** START OF DATASET EXTRACT **
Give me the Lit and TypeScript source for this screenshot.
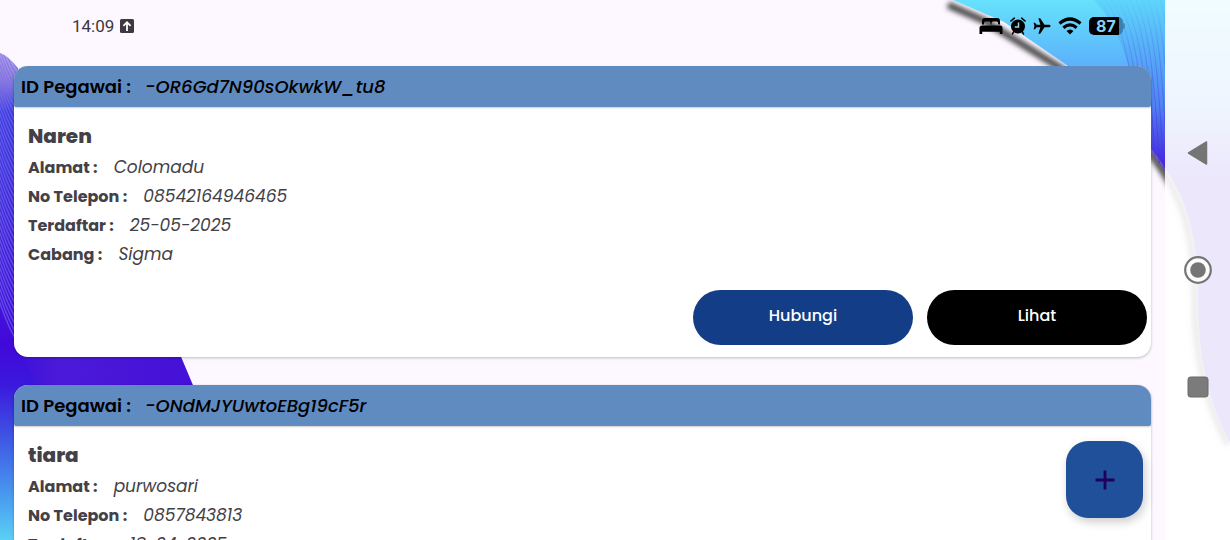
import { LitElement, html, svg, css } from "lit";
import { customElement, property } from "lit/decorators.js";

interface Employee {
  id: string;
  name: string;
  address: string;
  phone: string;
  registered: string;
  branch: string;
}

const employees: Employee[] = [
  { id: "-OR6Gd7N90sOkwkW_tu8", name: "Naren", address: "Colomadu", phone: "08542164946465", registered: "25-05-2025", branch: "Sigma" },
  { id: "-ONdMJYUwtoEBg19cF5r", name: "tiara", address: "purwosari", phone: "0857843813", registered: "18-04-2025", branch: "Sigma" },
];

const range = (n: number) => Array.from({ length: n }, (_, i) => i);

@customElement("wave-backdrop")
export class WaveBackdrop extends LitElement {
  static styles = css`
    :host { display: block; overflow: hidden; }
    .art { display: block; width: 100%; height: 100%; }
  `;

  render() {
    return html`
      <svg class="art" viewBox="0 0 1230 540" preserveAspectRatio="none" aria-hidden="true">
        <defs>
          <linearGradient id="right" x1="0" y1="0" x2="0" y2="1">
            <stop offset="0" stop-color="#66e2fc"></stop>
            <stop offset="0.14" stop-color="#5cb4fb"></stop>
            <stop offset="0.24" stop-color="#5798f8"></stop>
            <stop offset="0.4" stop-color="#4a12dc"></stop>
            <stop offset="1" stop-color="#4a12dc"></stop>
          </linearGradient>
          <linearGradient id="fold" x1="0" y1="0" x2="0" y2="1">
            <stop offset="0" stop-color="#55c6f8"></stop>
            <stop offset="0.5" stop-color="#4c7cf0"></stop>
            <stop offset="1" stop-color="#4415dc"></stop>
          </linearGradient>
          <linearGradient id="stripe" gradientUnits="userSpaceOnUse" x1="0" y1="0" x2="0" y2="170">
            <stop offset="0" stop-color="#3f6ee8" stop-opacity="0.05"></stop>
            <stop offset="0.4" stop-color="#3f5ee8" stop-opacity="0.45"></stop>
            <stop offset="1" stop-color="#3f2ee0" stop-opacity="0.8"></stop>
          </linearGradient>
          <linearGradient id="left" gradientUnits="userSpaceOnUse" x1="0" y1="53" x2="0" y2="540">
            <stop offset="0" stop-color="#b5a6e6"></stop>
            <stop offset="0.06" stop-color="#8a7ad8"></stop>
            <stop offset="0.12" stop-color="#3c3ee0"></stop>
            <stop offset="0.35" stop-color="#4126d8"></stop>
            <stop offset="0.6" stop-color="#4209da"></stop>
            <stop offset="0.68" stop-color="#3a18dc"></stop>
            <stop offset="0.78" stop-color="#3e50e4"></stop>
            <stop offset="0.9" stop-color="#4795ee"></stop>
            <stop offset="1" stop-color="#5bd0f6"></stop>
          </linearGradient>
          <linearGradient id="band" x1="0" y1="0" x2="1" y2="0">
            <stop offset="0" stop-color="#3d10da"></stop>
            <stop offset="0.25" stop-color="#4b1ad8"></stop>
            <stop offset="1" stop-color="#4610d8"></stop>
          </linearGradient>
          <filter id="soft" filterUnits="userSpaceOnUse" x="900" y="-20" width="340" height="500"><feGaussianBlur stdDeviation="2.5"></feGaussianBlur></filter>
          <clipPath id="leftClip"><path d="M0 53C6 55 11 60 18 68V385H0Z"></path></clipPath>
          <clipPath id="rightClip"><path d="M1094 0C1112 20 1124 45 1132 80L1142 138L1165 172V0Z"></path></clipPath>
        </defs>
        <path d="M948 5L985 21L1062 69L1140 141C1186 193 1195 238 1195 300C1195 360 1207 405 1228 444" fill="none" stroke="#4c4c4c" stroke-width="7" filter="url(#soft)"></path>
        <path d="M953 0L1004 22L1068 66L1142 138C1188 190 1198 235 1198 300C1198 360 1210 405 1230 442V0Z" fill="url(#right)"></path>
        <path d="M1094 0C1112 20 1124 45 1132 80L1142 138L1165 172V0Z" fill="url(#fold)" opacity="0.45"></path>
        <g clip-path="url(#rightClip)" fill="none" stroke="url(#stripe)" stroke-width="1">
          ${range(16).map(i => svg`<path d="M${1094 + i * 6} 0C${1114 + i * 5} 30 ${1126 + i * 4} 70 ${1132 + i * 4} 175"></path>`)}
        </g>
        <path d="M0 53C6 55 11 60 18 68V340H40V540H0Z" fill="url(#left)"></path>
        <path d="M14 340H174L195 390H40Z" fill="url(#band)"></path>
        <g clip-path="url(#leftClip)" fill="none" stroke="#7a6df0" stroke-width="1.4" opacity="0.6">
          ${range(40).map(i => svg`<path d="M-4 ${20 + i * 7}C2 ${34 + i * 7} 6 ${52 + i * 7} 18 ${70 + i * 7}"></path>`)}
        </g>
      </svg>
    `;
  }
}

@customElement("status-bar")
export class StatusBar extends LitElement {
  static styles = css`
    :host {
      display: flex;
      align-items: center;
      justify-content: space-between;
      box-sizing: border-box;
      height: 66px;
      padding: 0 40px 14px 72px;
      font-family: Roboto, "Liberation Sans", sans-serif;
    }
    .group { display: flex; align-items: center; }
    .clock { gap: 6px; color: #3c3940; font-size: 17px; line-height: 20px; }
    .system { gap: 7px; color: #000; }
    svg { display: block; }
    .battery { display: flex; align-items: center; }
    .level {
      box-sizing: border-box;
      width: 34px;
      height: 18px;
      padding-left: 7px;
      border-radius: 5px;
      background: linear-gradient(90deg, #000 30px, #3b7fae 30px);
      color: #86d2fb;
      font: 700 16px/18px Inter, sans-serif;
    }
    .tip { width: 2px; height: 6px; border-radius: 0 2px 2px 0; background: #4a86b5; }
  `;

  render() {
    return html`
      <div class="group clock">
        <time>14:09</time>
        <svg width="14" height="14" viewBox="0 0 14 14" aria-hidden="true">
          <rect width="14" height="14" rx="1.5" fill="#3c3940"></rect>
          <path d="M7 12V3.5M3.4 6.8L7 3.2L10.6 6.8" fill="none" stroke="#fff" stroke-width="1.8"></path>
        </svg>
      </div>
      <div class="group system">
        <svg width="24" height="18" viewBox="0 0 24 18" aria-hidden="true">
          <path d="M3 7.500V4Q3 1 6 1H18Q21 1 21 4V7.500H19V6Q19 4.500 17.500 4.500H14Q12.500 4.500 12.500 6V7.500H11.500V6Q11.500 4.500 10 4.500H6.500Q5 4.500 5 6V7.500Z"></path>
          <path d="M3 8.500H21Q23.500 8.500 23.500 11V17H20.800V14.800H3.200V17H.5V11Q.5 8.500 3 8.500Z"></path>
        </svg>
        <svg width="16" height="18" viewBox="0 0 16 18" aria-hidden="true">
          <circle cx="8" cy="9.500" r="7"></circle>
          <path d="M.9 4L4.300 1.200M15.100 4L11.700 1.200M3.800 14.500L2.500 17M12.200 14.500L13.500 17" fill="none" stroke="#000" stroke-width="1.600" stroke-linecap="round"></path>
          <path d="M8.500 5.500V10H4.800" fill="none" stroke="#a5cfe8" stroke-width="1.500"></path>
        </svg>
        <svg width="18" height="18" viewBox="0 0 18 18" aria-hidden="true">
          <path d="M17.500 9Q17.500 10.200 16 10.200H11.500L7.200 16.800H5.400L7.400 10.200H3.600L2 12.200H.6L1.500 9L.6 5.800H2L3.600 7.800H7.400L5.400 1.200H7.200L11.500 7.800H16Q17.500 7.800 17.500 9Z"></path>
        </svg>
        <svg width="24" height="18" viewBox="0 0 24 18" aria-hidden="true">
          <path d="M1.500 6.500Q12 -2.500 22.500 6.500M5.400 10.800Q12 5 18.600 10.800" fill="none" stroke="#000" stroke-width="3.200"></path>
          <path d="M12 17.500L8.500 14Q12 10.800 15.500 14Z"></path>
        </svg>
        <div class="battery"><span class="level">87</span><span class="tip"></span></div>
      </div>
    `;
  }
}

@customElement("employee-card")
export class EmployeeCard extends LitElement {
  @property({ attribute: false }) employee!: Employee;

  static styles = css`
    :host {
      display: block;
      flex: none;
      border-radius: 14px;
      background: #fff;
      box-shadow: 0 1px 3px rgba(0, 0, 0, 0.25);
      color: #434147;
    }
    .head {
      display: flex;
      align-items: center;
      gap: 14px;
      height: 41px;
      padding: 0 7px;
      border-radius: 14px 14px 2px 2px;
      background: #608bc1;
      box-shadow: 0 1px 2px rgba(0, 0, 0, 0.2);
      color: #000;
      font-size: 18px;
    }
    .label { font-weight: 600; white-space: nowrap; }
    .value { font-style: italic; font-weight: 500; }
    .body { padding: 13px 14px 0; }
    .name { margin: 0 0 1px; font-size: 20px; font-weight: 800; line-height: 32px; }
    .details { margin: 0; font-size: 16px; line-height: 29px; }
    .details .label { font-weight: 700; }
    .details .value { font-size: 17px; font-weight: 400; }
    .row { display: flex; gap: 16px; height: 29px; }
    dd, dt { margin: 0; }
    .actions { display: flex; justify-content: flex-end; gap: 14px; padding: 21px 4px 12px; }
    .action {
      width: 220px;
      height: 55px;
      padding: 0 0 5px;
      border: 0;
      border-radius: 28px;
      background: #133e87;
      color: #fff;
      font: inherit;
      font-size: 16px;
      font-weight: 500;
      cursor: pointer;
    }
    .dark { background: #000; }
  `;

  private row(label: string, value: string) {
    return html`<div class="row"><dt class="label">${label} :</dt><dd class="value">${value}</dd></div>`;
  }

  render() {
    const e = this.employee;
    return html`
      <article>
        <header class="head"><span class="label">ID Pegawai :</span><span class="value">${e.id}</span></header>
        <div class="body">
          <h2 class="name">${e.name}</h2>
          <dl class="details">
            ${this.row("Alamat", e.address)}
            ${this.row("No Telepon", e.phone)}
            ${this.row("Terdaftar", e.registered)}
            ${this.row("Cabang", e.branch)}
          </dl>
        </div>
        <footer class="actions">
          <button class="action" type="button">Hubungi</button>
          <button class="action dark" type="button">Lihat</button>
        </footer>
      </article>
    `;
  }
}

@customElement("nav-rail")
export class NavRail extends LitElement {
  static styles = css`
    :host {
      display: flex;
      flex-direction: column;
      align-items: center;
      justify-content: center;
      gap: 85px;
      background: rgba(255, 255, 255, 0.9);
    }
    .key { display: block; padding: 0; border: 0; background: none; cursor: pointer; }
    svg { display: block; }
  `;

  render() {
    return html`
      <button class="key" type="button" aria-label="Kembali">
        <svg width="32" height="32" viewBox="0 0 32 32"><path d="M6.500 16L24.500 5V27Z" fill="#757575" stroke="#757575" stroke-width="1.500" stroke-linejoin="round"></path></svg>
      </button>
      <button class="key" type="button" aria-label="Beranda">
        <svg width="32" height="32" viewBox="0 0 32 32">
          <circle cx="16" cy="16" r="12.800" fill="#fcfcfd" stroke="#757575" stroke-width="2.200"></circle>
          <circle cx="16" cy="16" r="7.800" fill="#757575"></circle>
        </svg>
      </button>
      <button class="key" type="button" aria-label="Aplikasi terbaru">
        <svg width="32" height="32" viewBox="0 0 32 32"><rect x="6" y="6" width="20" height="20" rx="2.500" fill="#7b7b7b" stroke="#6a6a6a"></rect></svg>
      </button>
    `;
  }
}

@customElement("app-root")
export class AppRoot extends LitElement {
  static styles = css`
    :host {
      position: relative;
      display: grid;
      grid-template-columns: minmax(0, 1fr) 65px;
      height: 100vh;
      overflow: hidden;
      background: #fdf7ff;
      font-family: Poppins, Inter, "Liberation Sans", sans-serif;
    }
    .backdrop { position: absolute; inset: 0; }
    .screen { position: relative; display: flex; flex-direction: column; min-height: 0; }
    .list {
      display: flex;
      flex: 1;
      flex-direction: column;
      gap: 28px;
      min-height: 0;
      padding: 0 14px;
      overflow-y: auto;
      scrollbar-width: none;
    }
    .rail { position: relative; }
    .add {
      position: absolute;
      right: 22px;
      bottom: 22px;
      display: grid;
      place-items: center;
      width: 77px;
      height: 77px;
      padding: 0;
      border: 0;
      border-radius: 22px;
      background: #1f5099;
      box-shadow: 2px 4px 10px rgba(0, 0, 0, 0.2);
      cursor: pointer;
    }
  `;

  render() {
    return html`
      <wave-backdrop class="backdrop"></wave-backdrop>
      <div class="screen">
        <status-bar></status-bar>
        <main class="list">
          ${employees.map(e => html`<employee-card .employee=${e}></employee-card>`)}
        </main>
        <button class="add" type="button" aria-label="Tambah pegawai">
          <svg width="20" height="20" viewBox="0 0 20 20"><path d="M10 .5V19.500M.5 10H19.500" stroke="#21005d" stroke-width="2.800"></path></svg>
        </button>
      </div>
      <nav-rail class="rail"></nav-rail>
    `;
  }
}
** END OF DATASET EXTRACT **
■ TASK ■
Take the lines from the start of the material to the line with "const range = (n: number)", both included, and transcribe them exactly without the pictures.

■ CORRECT RESULT ■
Give me the Lit and TypeScript source for this screenshot.
import { LitElement, html, svg, css } from "lit";
import { customElement, property } from "lit/decorators.js";

interface Employee {
  id: string;
  name: string;
  address: string;
  phone: string;
  registered: string;
  branch: string;
}

const employees: Employee[] = [
  { id: "-OR6Gd7N90sOkwkW_tu8", name: "Naren", address: "Colomadu", phone: "08542164946465", registered: "25-05-2025", branch: "Sigma" },
  { id: "-ONdMJYUwtoEBg19cF5r", name: "tiara", address: "purwosari", phone: "0857843813", registered: "18-04-2025", branch: "Sigma" },
];

const range = (n: number) => Array.from({ length: n }, (_, i) => i);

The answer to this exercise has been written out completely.